Let’s reverse the social order—oh wouldn’t it be cool?

Down with management and let the secretaries rule.

Let the cleaning ladies sit around the swimming pool,

Send the bosses back to school.

And a bathing beauty wheeled out a cake with eighty-six candles, the frosting melting from the heat. She wore a tiny top, her left breast bursting out of it, and when she adjusted herself for modesty’s sake, she almost popped out. The old man blushed. He reached over to assist her, then thought better of it.

I put together a committee to celebrate F. Scott’s centenary in St. Paul in 1996. Somebody else would’ve done it if I hadn’t, but I did a good job along with Page Cowles and Paul Verret and Patricia Hampl’s help.

Carol Bly considered FSF a “racist alcoholic social climber who stole his wife’s writing,” and she argued for a Thorstein Veblen celebration honoring the Wisconsin author of The Theory of the Leisure Class, a favorite of hers, published in 1899—I said we could hold a Veblen festival around my dining room table. Fitzgerald still had a large readership because he still sounded contemporary and he created a great narrator, Nick Carraway. The writers who pitied Scott and wrote his eulogies—Glenway Wescott, John Dos Passos, John Peale Bishop—all of them unread today except by a few graduate students, and Dorothy Parker, who looked down at his body in the coffin and said, “The poor son of a bitch”—Dorothy Parker is more quoted than read. The centenary was lovely, the University of Minnesota Marching Band and Fitzgerald’s granddaughters and great-grandchildren in an open car and Gene McCarthy and J. F. Powers in another, an Irish piper and a Bookmobile, the parade wending to the old World Theater, where Scott and Zelda’s descendants took buckets of Mississippi River water and threw it at the building and it was christened the Fitzgerald Theater. His old secretary Frances Kroll Ring was there, eighty, hearty and rambunctious, her memories of him vivid. He’d hired her via a Los Angeles employment agency when she was 22 and she typed up his last work and intervened with his friends and dealt with Zelda and daughter Scotty and disposed of the empty bottles, and then he arose from his chair, clutched his heart, and died, 44, a famous American failure, and she defended him as a conscientious gentleman and man of letters working hard in the face of addiction and financial distress. She was a peach. It was amazing to be in the same room with her, his last and best heroine.

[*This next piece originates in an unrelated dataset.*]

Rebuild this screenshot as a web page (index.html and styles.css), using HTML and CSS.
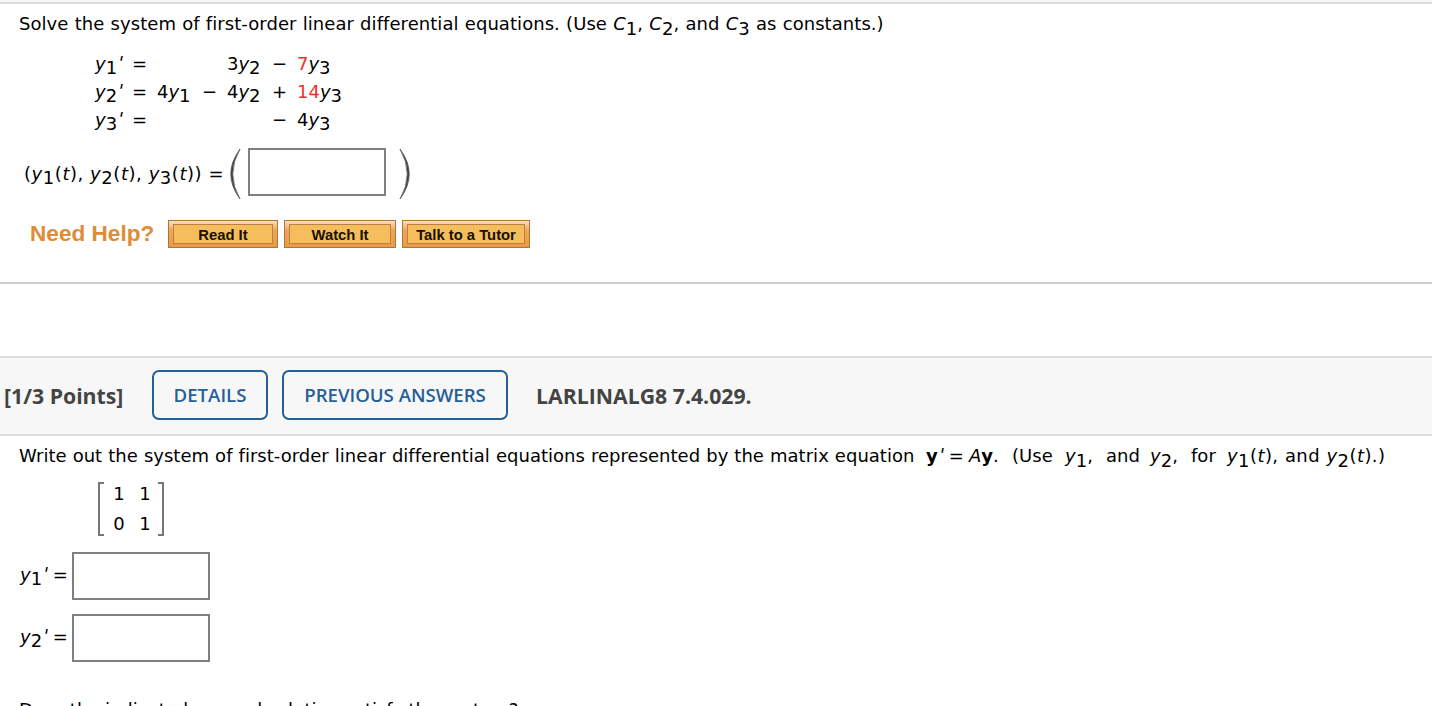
FILE: index.html
```html
<!DOCTYPE html>
<html lang="en">
<head>
<meta charset="utf-8">
<title>Differential equations</title>
<link rel="stylesheet" href="styles.css">
</head>
<body>
<div class="top-bar"></div>
<section class="question">
  <p class="prompt first">Solve the system of first-order linear differential equations. (Use <i>C</i><sub>1</sub>, <i>C</i><sub>2</sub>, and <i>C</i><sub>3</sub> as constants.)</p>
  <div class="system">
    <span><i>y</i><sub>1</sub><i class="prime">'</i></span><span>=</span><span></span><span></span><span>3<i>y</i><sub>2</sub></span><span>−</span><span><b class="red">7</b><i>y</i><sub>3</sub></span>
    <span><i>y</i><sub>2</sub><i class="prime">'</i></span><span>=</span><span>4<i>y</i><sub>1</sub></span><span>−</span><span>4<i>y</i><sub>2</sub></span><span>+</span><span><b class="red">14</b><i>y</i><sub>3</sub></span>
    <span><i>y</i><sub>3</sub><i class="prime">'</i></span><span>=</span><span></span><span></span><span></span><span>−</span><span>4<i>y</i><sub>3</sub></span>
  </div>
  <div class="solution">
    <span class="vector">(<i>y</i><sub>1</sub>(<i>t</i>), <i>y</i><sub>2</sub>(<i>t</i>), <i>y</i><sub>3</sub>(<i>t</i>)) =</span>
    <svg class="paren" width="12" height="52" viewBox="0 0 12 52"><path d="M11 1Q-7.500 26 11 51Q-3.500 26 11 1Z"/></svg>
    <input class="answer" type="text" aria-label="Solution">
    <svg class="paren close" width="12" height="52" viewBox="0 0 12 52"><path d="M1 1Q19.500 26 1 51Q15.500 26 1 1Z"/></svg>
  </div>
  <div class="help">
    <strong class="help-title">Need Help?</strong>
    <button class="help-btn read"><span>Read It</span></button>
    <button class="help-btn watch"><span>Watch It</span></button>
    <button class="help-btn tutor"><span>Talk to a Tutor</span></button>
  </div>
</section>
<header class="question-header">
  <span class="points">[1/3 Points]</span>
  <button class="outline details">DETAILS</button>
  <button class="outline previous">PREVIOUS ANSWERS</button>
  <span class="code">LARLINALG8 7.4.029.</span>
</header>
<section class="question second-question">
  <p class="prompt second"><span class="lead">Write out the system of first-order linear differential equations represented by the matrix equation</span><span class="eq"><b>y</b><i class="prime">'</i> = <i>A</i><b>y</b>.</span><span class="use">(Use</span><span class="var"><i>y</i><sub>1</sub>,</span><span class="and">and</span><span class="var"><i>y</i><sub>2</sub>,</span><span class="for">for</span><span class="tail"><i>y</i><sub>1</sub>(<i>t</i>), and <i>y</i><sub>2</sub>(<i>t</i>).)</span></p>
  <div class="matrix">
    <span>1</span><span>1</span><span>0</span><span>1</span>
  </div>
  <div class="field"><label for="y1"><i>y</i><sub>1</sub><i class="prime">'</i> =</label><input class="answer" id="y1" type="text"></div>
  <div class="field"><label for="y2"><i>y</i><sub>2</sub><i class="prime">'</i> =</label><input class="answer" id="y2" type="text"></div>
  <p class="prompt last">Does the indicated general solution satisfy the system?</p>
</section>
</body>
</html>
```
FILE: styles.css
```css
* { box-sizing: border-box; }
body {
  margin: 0;
  height: 706px;
  overflow: hidden;
  background: #fff;
  color: #000;
  font: 18px/28px Verdana, "DejaVu Sans", sans-serif;
}
p { margin: 0; white-space: nowrap; }
sub { font-size: 18px; line-height: 0; vertical-align: -5px; }
.prime { display: inline-block; width: 5px; margin-left: 1px; line-height: 0; vertical-align: 1px; transform: skewX(-12deg); }
.top-bar { height: 4px; background: #f6f6f6; border-bottom: 2px solid #ddd; }
.question { height: 280px; padding-top: 6px; border-bottom: 2px solid #ccc; }
.prompt { height: 28px; letter-spacing: 0.060px; word-spacing: 0.400px; }
.first { padding-left: 19px; }
.system {
  display: grid;
  grid-template-columns: 37px 25px 45px 25px 45px 25px 60px;
  grid-auto-rows: 28px;
  padding: 12px 0 0 95px;
  white-space: nowrap;
}
.system sub, .solution sub, .field sub { vertical-align: -4px; }
.red { color: #ee3124; font-weight: normal; }
.solution { display: flex; height: 52px; margin-top: 14px; padding-left: 24px; white-space: nowrap; }
.vector { width: 205px; line-height: 52px; letter-spacing: 0.550px; }
.paren { display: block; fill: #444; stroke: #555; stroke-width: 0.800; }
.close { margin-left: 13px; }
.answer { width: 138px; height: 48px; border: 2px solid #808080; padding: 0; background: #fff; border-radius: 0; outline: 0; }
.solution .answer { margin-left: 7px; }
.help { display: flex; height: 28px; margin-top: 20px; padding-left: 30px; font-family: "Liberation Sans", Arial, sans-serif; }
.help-title { width: 138px; color: #e08b35; font-size: 22.600px; line-height: 28px; }
.help-btn {
  height: 28px;
  padding: 3px 4px;
  border: 1px solid #aa7739;
  background: linear-gradient(#fae0c3, #f0a658 35%, #eb9a46);
  font: bold 14.800px/20px "Liberation Sans", Arial, sans-serif;
  color: #171103;
}
.help-btn span { display: block; height: 20px; border: 1px solid #b88143; background: #f5bd5b; white-space: nowrap; }
.read { width: 110px; }
.watch { width: 112px; margin-left: 6px; }
.tutor { width: 128px; margin-left: 6px; }
.question-header {
  display: flex;
  height: 80px;
  margin-top: 72px;
  padding: 12px 0 0 4px;
  border-top: 2px solid #ddd;
  border-bottom: 2px solid #ddd;
  background: #f7f7f7;
  color: #444;
  font: bold 21.250px/52px "Open Sans", sans-serif;
  white-space: nowrap;
}
.points { width: 148px; }
.outline {
  height: 50px;
  padding: 0;
  border: 2px solid #246097;
  border-radius: 7px;
  background: transparent;
  color: #246097;
  font: 600 18.600px/46px "Open Sans", sans-serif;
}
.details { width: 116px; }
.previous { width: 226px; margin-left: 14px; }
.code { margin-left: 28px; }
.second-question { height: auto; border: 0; }
.second { display: flex; padding-left: 19px; letter-spacing: 0.020px; word-spacing: 0.300px; }
.lead { width: 907px; }
.eq { width: 86px; word-spacing: -0.700px; }
.use { width: 53px; }
.var { width: 41px; }
.and { width: 44px; }
.for { width: 36px; }
.tail { letter-spacing: 0.420px; }
.matrix {
  display: grid;
  grid-template-columns: 26px 26px;
  grid-auto-rows: 30px;
  justify-content: center;
  text-align: center;
  width: 66px;
  height: 54px;
  margin: 12px 0 0 98px;
  padding-left: 2px;
  line-height: 23px;
  border: 2px solid #777;
  border-width: 0 2px;
  background: linear-gradient(#777, #777) left top / 4px 2px no-repeat,
    linear-gradient(#777, #777) right top / 4px 2px no-repeat,
    linear-gradient(#777, #777) left bottom / 4px 2px no-repeat,
    linear-gradient(#777, #777) right bottom / 4px 2px no-repeat;
}
.field { display: flex; height: 48px; margin-top: 14px; padding-left: 20px; line-height: 46px; }
.matrix + .field { margin-top: 16px; }
.field label { width: 52px; white-space: nowrap; word-spacing: -1px; }
.last { margin-top: 34px; padding-left: 19px; letter-spacing: 0; word-spacing: -0.200px; }
```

The statue committee decided not to put Fitzgerald on a pedestal, so he stands on the ground, coat over his arm, as if waiting for his ride to come. He was 5'9" in real life, which seems shrimpy today, so the sculptor gave him two more inches. There was a reading of The Great Gatsby at the Fitzgerald Theater, a packed house, the entire novel, with one intermission. The book reads well, a tribute to the author who survived the small mean anecdotes told about him. Survival: who can explain it? Fitzgerald survives.